10 Responses to a dona da voz

  1. Anônimo :

    Os mineirinhos quebram tudo !
    Tem que levar os jornalistas paulistanos para BH, quem sabe assim descobrem a "mina de som" ?

  2. que belezura de pessoa, que belezura de entrevista!

  3. opa! cheguei, cheguei. jornalista paulistano na área!
    parabéns, jujuba! sucesso de entrevista!

  4. Parabéns, Juliana, muito bacana a entrevista e sobretudo, a sua carreira. Sou sua fãnzona!

  5. Entrevista excelente, belíssimas fotos!

  6. Juju Fogueteira ficou bonitona na foto e deu o papo reto da cena. Foi topo Barra!

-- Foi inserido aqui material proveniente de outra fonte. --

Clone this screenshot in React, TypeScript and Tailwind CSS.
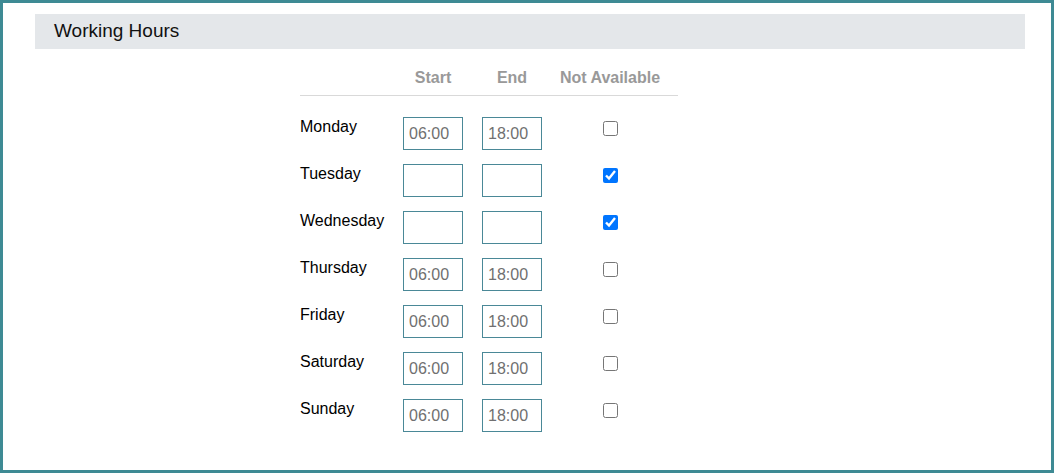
import React from 'react';

type Day = {
  name: string;
  start: string;
  end: string;
  off: boolean;
};

const days: Day[] = [
  { name: 'Monday', start: '06:00', end: '18:00', off: false },
  { name: 'Tuesday', start: '', end: '', off: true },
  { name: 'Wednesday', start: '', end: '', off: true },
  { name: 'Thursday', start: '06:00', end: '18:00', off: false },
  { name: 'Friday', start: '06:00', end: '18:00', off: false },
  { name: 'Saturday', start: '06:00', end: '18:00', off: false },
  { name: 'Sunday', start: '06:00', end: '18:00', off: false },
];

function TimeInput({ value }: { value: string }) {
  return (
    <input
      type="text"
      defaultValue={value}
      className="w-[60px] h-[33px] border border-[#4a8897] bg-white px-[5px] text-[16px] text-[#707070] outline-none"
    />
  );
}

export default function App() {
  return (
    <div
      className="w-[1054px] h-[473px] border-[3px] border-[#3e8a94] bg-white overflow-hidden"
      style={{ fontFamily: '"Liberation Sans", Arial, sans-serif' }}
    >
      {/* Section header */}
      <div className="ml-[32px] mr-[26px] mt-[11px] h-[35px] bg-[#e4e7ea] flex items-center pl-[19px]">
        <h2 className="text-[19px] text-[#111]">Working Hours</h2>
      </div>

      {/* Hours table */}
      <div className="ml-[297px] mt-[20px] w-[378px]">
        <div className="flex border-b border-[#d9d9d9] pb-[8px] text-[16px] leading-[18px] font-bold text-[#999]">
          <div className="w-[103px]" />
          <div className="w-[60px] text-center">Start</div>
          <div className="w-[19px]" />
          <div className="w-[60px] text-center">End</div>
          <div className="w-[136px] text-center">Not Available</div>
        </div>

        <div className="mt-[21px] flex flex-col gap-[14px]">
          {days.map((day) => (
            <div key={day.name} className="flex items-start">
              <div className="w-[103px] pt-px text-[16px] leading-[18px] text-black">{day.name}</div>
              <TimeInput value={day.start} />
              <div className="w-[19px]" />
              <TimeInput value={day.end} />
              <div className="w-[136px] flex justify-center pt-[4px]">
                <input type="checkbox" defaultChecked={day.off} className="m-0 w-[15px] h-[15px]" />
              </div>
            </div>
          ))}
        </div>
      </div>
    </div>
  );
}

  7. Muito boa a introdução da entrevista, alertando sobre as primeiras "fissuras da cena independente brasileira" e de sua necessidade de amadurecimento.
    Ótimo também o bate-papo (deve mesmo ter sido muito divertido) com uma das agentes mais importantes da cena mineira atual, tanto pela qualidade de sua música quanto pelo seu potencial de interlocução entre diferentes estilos e cenários. Juliana tem um perfil que, por diversificado, é também agregador, e pode ser considerada realmente um retrato falado da cena musical belorizontina nos últimos anos. Vida longa, Jubiruba!!

  8. Augusto Barros :

    Uau! Legal demais essa entrevista. Faço das palavras do Maurício as minhas. Tanto no que diz respeito à super lúcida introdução quanto à importância da Ju no clima quente de BH. Que bom ser contemporâneo seus

  9. Sensacional esse bate-papo!
    Vi Juliana Perdigão no show 'Danado de bom', no Auditório Ibirapuera e fiquei impressionado com a moça.. Espero vê-la novamente!